O tym, że prowadzone jest postępowanie w kierunku pozbawienia wolności kobiety prokuratura poinformowała kilka dni temu. Brany był pod uwagę scenariusz porwania 35-latki, której biała skoda została porzucona przy autostradzie A4.
Policja ma prawo stosować wszystkie środki
- Ale zaginięcie osoby dorosłej, a postępowanie w sprawie możliwości uprowadzenia, to są z punktu widzenia działań prokuratury i policji nieporównywalne sprawy. Kiedy mamy domniemanie przetrzymywania wbrew woli, policja ma prawo stosować wszystkie środki operacyjne - podkreśla Loranty. Dodaje, że jeśli trwa postępowanie, a osoba zaginiona została znaleziona, musi ona zostać przesłuchana.

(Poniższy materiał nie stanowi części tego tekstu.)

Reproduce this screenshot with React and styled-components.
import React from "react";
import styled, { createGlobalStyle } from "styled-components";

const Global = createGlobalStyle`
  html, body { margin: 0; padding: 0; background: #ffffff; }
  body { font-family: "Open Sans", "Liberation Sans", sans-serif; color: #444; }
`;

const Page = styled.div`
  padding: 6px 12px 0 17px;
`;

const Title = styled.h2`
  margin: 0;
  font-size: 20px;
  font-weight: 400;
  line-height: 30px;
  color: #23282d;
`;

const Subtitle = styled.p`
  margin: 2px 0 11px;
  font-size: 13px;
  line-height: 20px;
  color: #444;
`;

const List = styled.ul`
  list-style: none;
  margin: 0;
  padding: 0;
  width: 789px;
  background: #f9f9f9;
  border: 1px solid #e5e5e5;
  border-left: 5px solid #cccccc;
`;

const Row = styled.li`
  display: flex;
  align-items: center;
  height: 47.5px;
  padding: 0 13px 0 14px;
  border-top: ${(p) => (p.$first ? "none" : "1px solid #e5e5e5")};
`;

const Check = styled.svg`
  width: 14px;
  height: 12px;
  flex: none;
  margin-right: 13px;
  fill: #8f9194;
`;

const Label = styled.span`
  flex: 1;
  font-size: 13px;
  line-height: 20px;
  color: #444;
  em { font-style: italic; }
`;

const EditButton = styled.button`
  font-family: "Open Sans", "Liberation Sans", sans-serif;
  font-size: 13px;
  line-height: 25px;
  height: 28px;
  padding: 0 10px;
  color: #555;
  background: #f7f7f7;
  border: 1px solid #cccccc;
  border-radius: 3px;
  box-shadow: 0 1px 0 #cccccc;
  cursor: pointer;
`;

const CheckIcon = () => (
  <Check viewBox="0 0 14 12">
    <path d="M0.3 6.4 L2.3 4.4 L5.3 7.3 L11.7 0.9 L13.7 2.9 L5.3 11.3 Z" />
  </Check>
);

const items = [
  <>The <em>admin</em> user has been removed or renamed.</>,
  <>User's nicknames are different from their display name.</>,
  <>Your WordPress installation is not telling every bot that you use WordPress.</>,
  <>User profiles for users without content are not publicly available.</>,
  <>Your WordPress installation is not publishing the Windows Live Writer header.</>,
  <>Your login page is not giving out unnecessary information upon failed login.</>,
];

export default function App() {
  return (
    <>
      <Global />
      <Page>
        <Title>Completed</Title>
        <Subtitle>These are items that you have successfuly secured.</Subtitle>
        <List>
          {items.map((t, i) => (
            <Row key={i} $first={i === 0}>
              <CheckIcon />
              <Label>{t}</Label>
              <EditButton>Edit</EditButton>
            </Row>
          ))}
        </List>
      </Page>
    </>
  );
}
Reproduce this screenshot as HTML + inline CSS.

Były policyjny negocjator w rozmowie z WP mówi również o procedurach, kiedy zaginiona dorosła osoba opuszcza dobrowolnie granice kraju. - Polska policja wysyła tzw. notę Interpolu, celem ustalenia miejsca pobytu i poinformowania - mówi Dariusz Loranty.
- Policjanci, którzy taką osobę odnajdą, np. we Włoszech, informują ją o sytuacji. Czasem taka osoba jest zapraszana na posterunek i w jej obecności policjanci sporządzają notatkę służbową. Następnie informują polską policję w sposób formalny, że np. potwierdzają osobę o takich i takich parametrach, przebywającą na ich terenie, która nie życzy sobie kontaktu z rodziną. Policjant w Polsce przekazuje rodzinie informacje i wskazuje tylko kraj, w którym ta osoba przebywa. I sprawa jest zamknięta - dodaje.
Izabela P. zaginęła 9 sierpnia. Na autostradzie A4 zostawiła samochód, a w jego środku telefon. Podejrzewano, że mogła zostać porwana. Tymczasem we wtorek 20 sierpnia kobieta zapukała do swoich znajomych w Bolesławcu. Była wygłodzona i wycieńczona.